Today Schwarz remembers that case as one he “will never forget.”
“It was a very gratifying result,” he said of the dismissal of the charges against Emerson. “It is a sad example of what can happen when law enforcement acts in haste.”
Both the Police Department and the District Attorney’s Office declined to comment for this article on the prosecution of Emerson, but a police spokesperson, Sergeant Kevin Hayes, said the Reisenbach murder remains an open case.
In the aftermath of Reisenbach’s murder, neighborhood residents rallied to take back their streets. Neighbors pooled resources and retained a private security firm to patrol the streets at night. They also invited the Guardian Angels, a vigilante group that patrolled the subways and other hot spots, to keep watch in their area. Lastly, a group of gay activists called the Pink Panthers initiated foot patrols as well.
The following year, crime began to fall throughout the city, culminating in a return to its historic 1963 low in 2007.
In addition, Reisenbach’s friends, family and colleagues started a foundation in his name “for a better and safer New York.” The foundation began by offering grants to neighborhood-watch programs across the city.
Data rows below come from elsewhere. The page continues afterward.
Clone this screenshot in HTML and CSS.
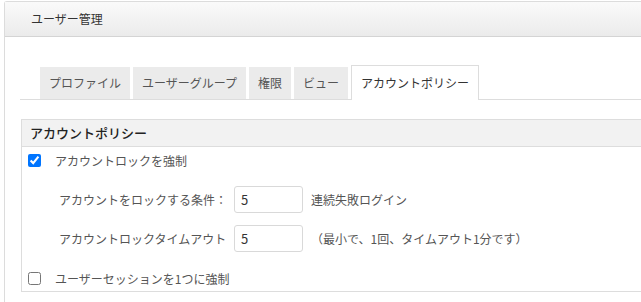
FILE: index.html
```
<!DOCTYPE html>
<html lang="ja">
<head>
    <meta charset="UTF-8">
    <meta name="viewport" content="width=device-width, initial-scale=1.0">
    <title>ユーザー管理</title>
    <link rel="stylesheet" href="styles.css">
</head>
<body>

<div class="panel">
    <div class="panel-head">ユーザー管理</div>
    <div class="panel-body">
        <ul class="tabs">
            <li class="tab">プロファイル</li>
            <li class="tab">ユーザーグループ</li>
            <li class="tab">権限</li>
            <li class="tab">ビュー</li>
            <li class="tab active">アカウントポリシー</li>
        </ul>

        <div class="section">
            <div class="section-head">アカウントポリシー</div>

            <label class="check-row">
                <input type="checkbox" checked>
                <span>アカウントロックを強制</span>
            </label>

            <div class="field-row">
                <label class="field-label" for="attempts">アカウントをロックする条件：</label>
                <input type="text" id="attempts" class="field-input" value="5">
                <span class="field-note">連続失敗ログイン</span>
            </div>

            <div class="field-row">
                <label class="field-label" for="timeout">アカウントロックタイムアウト</label>
                <input type="text" id="timeout" class="field-input" value="5">
                <span class="field-note">（最小で、1回、タイムアウト1分です）</span>
            </div>

            <label class="check-row last">
                <input type="checkbox">
                <span>ユーザーセッションを1つに強制</span>
            </label>
        </div>
    </div>
</div>

</body>
</html>
```

FILE: styles.css
```
body {
    margin: 0;
    font-family: "Noto Sans CJK JP", sans-serif;
    font-size: 12px;
    color: #555;
    overflow: hidden;
}
.panel {
    margin: 1px 0 0 4px;
    border: 1px solid #dcdcdc;
    border-right: none;
    border-bottom: none;
    border-radius: 3px 0 0 0;
    height: 300px;
}
.panel-head {
    height: 34px;
    line-height: 34px;
    padding-left: 26px;
    color: #333;
    background: linear-gradient(#fafafa, #ebebeb);
    border-bottom: 1px solid #d4d4d4;
}
.panel-body {
    padding: 28px 0 0 15px;
}
.tabs {
    display: flex;
    align-items: flex-end;
    gap: 3px;
    list-style: none;
    margin: 0;
    padding: 0 0 0 20px;
    border-bottom: 1px solid #ddd;
}
.tab {
    height: 32px;
    line-height: 32px;
    padding: 0 9px;
    text-align: center;
    background: #ebebeb;
    color: #555;
}
.tab.active {
    height: 34px;
    line-height: 34px;
    padding: 0 9px;
    background: #fff;
    color: #333;
    border: 1px solid #ddd;
    border-bottom: none;
    margin-bottom: -1px;
}
.section {
    margin: 19px 0 0 1px;
    border: 1px solid #ddd;
    border-right: none;
}
.section-head {
    height: 26px;
    line-height: 26px;
    padding-left: 8px;
    font-size: 13px;
    font-weight: 500;
    color: #222;
    background: #f2f2f2;
    border-bottom: 1px solid #ddd;
}
.check-row {
    display: flex;
    align-items: center;
    gap: 14px;
    height: 26px;
    padding-left: 6px;
}
.check-row input {
    margin: 0;
    width: 13px;
    height: 13px;
}
.check-row.last {
    margin-top: 13px;
}
.field-row {
    display: flex;
    align-items: center;
    margin-top: 12px;
    padding-left: 37px;
}
.check-row + .field-row {
    margin-top: 13px;
}
.field-label {
    width: 175px;
    white-space: nowrap;
}
.field-input {
    box-sizing: border-box;
    width: 69px;
    height: 27px;
    padding: 0 6px;
    border: 1px solid #d9d9d9;
    border-radius: 3px;
    font-family: inherit;
    font-size: 13px;
    color: #333;
}
.field-note {
    margin-left: 8px;
    white-space: nowrap;
}
```
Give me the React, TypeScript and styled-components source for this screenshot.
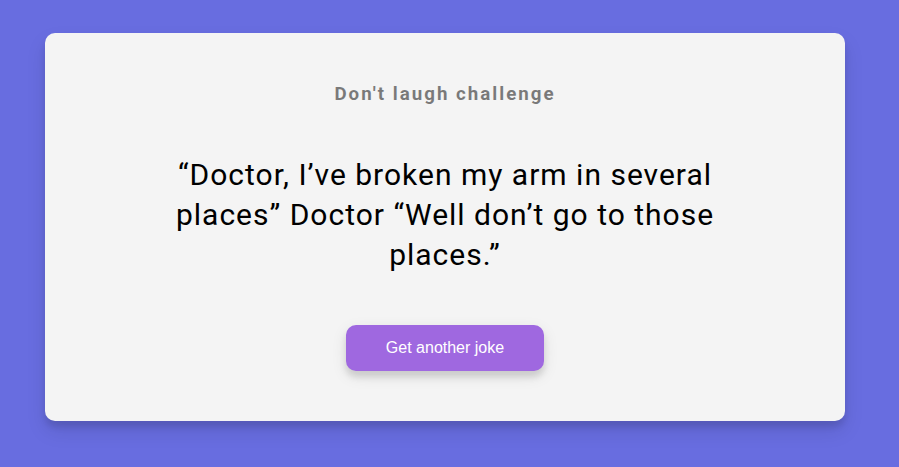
import React from "react";
import styled, { createGlobalStyle } from "styled-components";

const Global = createGlobalStyle`
  * { box-sizing: border-box; }
  html, body { margin: 0; padding: 0; }
  body {
    background: #686de0;
    font-family: Roboto, "Liberation Sans", sans-serif;
    overflow: hidden;
  }
`;

const Page = styled.div`
  min-height: 100vh;
  display: flex;
  align-items: flex-start;
  justify-content: flex-start;
  padding: 33px 0 0 45px;
`;

const Card = styled.div`
  width: 800px;
  background: #f4f4f4;
  border-radius: 10px;
  box-shadow: 0 10px 20px rgba(0, 0, 0, 0.1), 0 6px 6px rgba(0, 0, 0, 0.1);
  padding: 50px 20px;
  text-align: center;
`;

const Title = styled.h3`
  margin: 0;
  font-size: 18.72px;
  font-weight: 700;
  line-height: 22px;
  letter-spacing: 2px;
  color: #000;
  opacity: 0.5;
`;

const Joke = styled.div`
  font-size: 30px;
  letter-spacing: 1px;
  line-height: 40px;
  margin: 50px auto;
  max-width: 600px;
  color: #000;
`;

const Button = styled.button`
  background: #9f68e0;
  color: #fff;
  border: 0;
  border-radius: 10px;
  box-shadow: 0 5px 15px rgba(0, 0, 0, 0.1), 0 6px 6px rgba(0, 0, 0, 0.1);
  padding: 14px 40px;
  font-family: "Liberation Sans", Arial, sans-serif;
  font-size: 16px;
  line-height: 18px;
  cursor: pointer;
`;

export default function App() {
  return (
    <>
      <Global />
      <Page>
        <Card>
          <Title>Don't laugh challenge</Title>
          <Joke>
            “Doctor, I’ve broken my arm in several places” Doctor “Well don’t go to those places.”
          </Joke>
          <Button>Get another joke</Button>
        </Card>
      </Page>
    </>
  );
}
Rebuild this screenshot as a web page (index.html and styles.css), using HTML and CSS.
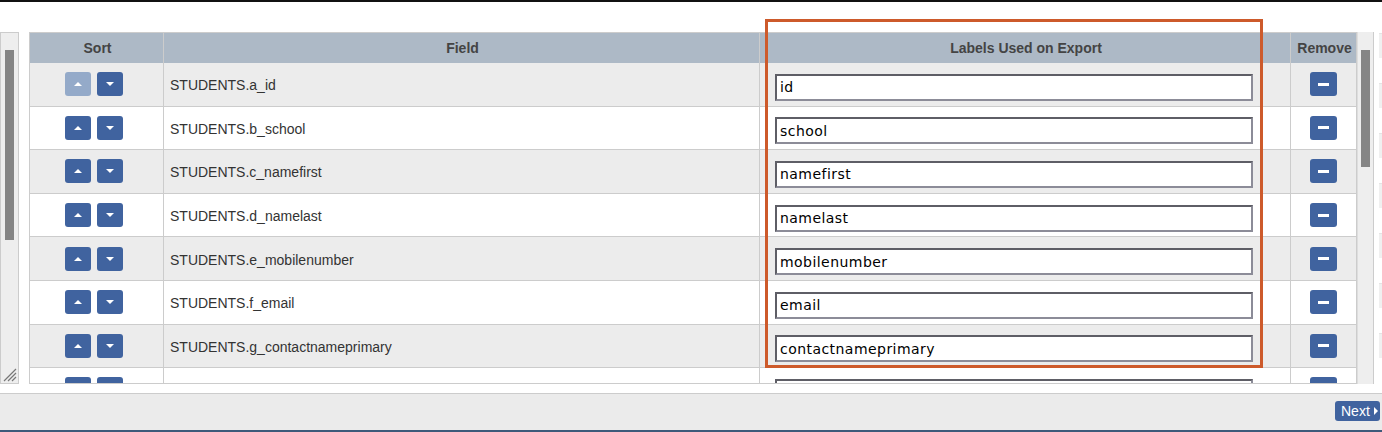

Today, the organization offers college-scholarship assistance, a mentoring program and an anti-gang initiative and contributes funds to the Police Department’s Gun Stop program, which offers cash rewards to individuals for turning illegal or legal firearms over to police.
Marc Wallace, a member of the foundation’s board and a West Village resident, said the foundation is one of those few instances “where a tragedy was turned into something good.”
Referring to the pay phone where Reisenbach was shot, Wallace said, “I can’t believe that phone is still there. Every time I pass it, I’m reminded.”